## Available data
= = = =
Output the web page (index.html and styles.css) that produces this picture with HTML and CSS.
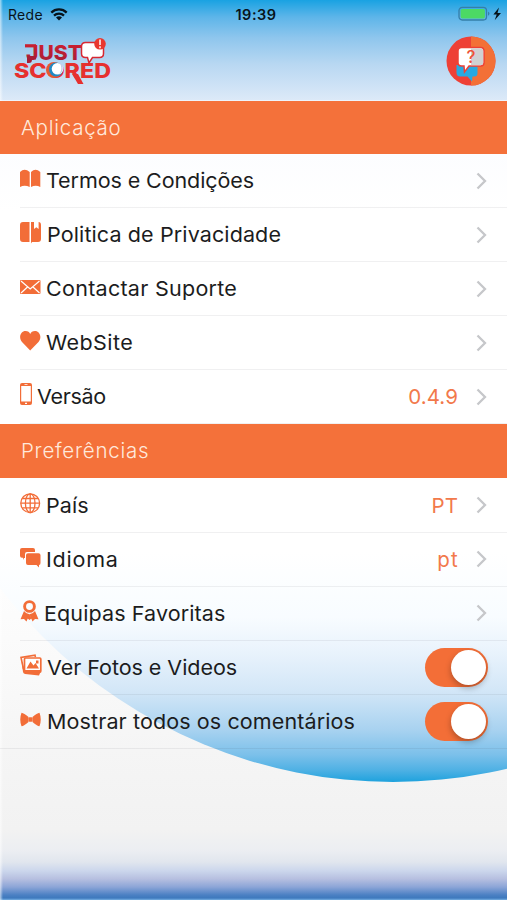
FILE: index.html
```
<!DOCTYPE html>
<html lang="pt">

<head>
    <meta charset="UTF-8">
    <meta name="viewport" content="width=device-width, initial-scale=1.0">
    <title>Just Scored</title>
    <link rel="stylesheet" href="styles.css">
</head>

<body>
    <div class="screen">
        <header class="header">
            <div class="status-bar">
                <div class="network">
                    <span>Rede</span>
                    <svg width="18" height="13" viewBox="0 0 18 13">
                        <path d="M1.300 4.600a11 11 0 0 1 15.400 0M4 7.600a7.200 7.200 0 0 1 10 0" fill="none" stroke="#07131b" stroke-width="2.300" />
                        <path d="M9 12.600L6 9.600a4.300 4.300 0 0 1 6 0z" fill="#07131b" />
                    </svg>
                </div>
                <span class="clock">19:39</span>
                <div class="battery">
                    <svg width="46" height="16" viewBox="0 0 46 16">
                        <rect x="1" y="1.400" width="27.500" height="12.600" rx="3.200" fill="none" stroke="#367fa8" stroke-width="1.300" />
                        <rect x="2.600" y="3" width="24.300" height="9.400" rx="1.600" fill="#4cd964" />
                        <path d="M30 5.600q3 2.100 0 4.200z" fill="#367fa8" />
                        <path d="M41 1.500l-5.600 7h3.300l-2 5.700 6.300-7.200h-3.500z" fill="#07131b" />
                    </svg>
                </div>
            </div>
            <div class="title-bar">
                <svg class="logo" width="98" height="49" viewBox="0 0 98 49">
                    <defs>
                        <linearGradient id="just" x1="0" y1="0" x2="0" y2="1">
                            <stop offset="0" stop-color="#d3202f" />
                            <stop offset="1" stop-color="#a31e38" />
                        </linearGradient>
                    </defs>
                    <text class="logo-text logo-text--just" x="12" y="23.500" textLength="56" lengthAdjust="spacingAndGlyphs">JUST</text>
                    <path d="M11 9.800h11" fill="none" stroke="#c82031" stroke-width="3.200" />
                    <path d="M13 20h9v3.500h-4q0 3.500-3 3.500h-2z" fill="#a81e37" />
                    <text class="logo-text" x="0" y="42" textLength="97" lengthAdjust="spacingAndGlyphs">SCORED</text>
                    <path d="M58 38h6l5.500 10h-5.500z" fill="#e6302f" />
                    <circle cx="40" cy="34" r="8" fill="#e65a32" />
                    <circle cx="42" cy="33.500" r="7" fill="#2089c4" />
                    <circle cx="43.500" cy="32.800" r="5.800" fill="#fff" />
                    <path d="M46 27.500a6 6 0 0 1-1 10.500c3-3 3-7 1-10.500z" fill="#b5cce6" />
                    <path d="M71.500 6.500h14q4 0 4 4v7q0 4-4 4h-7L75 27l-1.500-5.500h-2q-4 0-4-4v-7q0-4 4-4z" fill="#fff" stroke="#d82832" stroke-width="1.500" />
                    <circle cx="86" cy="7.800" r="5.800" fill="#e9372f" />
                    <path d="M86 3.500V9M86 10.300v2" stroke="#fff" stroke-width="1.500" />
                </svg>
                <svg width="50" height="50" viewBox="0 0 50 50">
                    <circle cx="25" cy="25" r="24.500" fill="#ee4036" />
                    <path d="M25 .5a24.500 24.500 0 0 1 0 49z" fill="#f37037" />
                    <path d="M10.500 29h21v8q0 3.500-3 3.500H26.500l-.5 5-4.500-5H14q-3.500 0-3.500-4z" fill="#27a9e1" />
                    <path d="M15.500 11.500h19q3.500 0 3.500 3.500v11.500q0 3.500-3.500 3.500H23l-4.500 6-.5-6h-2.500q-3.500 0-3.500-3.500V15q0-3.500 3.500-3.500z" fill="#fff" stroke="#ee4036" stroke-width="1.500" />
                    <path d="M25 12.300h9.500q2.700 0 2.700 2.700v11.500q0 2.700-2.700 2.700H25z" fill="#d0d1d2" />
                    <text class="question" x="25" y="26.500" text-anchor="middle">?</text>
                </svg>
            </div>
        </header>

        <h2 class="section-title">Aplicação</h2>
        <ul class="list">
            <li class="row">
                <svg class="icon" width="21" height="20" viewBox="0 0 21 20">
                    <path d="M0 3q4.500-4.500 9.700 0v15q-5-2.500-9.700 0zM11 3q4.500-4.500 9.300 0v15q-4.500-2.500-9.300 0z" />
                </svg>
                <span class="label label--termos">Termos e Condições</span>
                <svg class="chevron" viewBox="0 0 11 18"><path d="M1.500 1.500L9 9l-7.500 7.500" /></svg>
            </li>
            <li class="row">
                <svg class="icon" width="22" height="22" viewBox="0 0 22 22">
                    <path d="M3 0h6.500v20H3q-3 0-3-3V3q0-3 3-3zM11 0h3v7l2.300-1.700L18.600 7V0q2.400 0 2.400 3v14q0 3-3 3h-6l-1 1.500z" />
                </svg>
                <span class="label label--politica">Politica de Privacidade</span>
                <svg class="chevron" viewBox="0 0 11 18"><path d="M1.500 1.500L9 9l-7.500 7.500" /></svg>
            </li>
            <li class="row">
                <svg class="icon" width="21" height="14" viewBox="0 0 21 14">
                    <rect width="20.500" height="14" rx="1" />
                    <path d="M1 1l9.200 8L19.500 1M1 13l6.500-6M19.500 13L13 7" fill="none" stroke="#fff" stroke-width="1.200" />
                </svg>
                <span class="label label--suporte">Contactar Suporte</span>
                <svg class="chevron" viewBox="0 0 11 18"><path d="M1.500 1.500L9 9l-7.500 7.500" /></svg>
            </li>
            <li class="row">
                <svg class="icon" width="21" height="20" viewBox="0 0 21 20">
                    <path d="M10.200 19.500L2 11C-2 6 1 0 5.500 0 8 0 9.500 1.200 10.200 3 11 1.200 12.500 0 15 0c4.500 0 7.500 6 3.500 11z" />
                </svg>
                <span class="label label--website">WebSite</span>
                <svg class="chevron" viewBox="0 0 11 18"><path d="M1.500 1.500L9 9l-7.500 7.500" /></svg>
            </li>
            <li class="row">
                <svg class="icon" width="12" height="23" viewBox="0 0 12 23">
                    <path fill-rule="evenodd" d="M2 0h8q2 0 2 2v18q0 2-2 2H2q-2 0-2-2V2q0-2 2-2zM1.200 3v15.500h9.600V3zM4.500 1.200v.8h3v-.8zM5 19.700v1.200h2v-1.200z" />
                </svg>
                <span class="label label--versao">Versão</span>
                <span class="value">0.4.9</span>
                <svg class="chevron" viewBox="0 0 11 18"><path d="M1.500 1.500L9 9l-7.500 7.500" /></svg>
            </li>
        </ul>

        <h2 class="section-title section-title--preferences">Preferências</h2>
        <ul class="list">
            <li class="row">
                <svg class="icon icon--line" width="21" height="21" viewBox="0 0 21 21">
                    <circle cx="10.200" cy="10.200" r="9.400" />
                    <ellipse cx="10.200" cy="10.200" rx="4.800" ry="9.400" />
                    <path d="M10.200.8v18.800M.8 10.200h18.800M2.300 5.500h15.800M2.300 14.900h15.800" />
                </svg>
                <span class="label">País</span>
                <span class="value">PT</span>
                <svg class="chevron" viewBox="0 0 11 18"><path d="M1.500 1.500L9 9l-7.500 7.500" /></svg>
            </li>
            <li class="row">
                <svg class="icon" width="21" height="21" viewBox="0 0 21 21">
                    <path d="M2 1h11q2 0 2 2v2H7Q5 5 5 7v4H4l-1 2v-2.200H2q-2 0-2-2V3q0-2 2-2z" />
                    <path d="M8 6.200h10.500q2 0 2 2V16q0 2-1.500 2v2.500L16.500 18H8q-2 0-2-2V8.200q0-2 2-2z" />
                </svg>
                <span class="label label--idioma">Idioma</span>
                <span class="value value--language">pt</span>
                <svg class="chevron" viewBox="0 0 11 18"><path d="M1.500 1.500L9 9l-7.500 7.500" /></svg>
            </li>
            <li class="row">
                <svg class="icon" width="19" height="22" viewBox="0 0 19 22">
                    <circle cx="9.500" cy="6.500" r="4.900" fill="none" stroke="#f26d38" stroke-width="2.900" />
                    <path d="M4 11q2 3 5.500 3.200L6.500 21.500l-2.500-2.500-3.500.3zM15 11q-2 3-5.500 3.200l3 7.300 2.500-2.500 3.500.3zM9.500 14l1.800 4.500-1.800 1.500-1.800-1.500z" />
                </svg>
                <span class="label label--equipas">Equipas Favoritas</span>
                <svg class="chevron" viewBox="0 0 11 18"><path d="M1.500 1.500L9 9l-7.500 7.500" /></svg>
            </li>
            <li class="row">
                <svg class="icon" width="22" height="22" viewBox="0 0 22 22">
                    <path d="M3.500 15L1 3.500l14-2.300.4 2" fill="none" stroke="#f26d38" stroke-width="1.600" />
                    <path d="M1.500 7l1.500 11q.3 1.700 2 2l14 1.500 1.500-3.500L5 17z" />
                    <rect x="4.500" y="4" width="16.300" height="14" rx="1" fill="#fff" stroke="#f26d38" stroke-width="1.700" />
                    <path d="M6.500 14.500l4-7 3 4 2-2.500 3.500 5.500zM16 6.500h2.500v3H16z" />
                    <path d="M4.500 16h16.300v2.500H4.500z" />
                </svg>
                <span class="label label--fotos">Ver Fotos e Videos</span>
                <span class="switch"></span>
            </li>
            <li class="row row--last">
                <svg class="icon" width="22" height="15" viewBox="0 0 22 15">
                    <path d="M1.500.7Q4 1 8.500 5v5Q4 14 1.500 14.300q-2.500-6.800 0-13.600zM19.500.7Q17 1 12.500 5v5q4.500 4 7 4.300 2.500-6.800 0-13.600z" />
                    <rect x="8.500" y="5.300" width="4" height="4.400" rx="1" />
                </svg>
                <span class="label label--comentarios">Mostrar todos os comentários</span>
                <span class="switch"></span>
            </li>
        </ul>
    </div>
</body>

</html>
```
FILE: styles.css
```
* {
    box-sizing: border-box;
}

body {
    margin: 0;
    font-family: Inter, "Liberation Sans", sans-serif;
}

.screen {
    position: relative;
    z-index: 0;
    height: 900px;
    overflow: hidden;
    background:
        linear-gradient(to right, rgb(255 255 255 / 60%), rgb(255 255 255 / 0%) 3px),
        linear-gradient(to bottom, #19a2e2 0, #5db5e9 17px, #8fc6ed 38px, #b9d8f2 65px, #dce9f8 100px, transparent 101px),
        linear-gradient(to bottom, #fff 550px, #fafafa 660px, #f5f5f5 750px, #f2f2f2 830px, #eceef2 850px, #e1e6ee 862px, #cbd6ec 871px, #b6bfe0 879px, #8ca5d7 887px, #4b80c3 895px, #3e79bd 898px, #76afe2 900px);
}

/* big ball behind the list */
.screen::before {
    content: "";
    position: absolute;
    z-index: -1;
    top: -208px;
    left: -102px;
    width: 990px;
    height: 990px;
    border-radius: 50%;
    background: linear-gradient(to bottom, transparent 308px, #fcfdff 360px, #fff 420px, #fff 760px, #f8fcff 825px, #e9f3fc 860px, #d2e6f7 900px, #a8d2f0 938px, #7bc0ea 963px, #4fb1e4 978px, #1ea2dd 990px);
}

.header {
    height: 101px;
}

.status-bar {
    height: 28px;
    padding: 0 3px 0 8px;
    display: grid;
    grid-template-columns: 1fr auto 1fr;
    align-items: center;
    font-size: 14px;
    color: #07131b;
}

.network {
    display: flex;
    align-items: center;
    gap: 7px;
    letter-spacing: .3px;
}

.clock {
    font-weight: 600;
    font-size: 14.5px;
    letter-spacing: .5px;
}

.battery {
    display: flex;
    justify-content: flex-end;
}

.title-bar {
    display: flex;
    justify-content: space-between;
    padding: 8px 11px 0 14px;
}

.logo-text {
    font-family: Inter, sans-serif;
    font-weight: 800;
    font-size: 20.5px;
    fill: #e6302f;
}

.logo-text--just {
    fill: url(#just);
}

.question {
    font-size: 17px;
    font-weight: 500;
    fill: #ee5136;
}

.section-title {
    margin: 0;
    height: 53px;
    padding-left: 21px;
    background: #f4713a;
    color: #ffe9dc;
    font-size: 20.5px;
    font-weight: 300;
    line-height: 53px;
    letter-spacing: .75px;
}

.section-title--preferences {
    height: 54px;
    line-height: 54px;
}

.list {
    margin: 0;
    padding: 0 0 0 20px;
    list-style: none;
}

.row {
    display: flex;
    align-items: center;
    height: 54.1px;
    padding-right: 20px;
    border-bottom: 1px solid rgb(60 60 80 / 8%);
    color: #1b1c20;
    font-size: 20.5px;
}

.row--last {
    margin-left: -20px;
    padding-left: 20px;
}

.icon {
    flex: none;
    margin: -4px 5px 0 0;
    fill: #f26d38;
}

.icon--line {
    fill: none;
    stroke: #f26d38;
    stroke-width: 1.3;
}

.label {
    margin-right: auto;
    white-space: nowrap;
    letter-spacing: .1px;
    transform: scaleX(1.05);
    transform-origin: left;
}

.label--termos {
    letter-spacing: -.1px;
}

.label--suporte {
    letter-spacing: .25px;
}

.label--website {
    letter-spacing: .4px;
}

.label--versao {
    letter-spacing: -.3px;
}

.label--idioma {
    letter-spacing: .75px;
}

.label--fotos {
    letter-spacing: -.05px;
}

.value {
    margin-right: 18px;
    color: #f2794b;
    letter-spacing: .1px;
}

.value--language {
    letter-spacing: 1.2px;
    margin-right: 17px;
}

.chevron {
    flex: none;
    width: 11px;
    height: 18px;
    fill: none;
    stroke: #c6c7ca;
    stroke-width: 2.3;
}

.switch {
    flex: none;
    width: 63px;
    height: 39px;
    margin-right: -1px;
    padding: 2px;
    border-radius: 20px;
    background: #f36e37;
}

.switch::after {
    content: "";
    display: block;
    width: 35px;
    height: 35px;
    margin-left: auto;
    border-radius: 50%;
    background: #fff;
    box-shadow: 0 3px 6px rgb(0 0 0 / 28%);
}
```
= = = =
## Aim
Return all lines containing "index".

## Expected answer
Output the web page (index.html and styles.css) that produces this picture with HTML and CSS.
FILE: index.html
    z-index: 0;
    z-index: -1;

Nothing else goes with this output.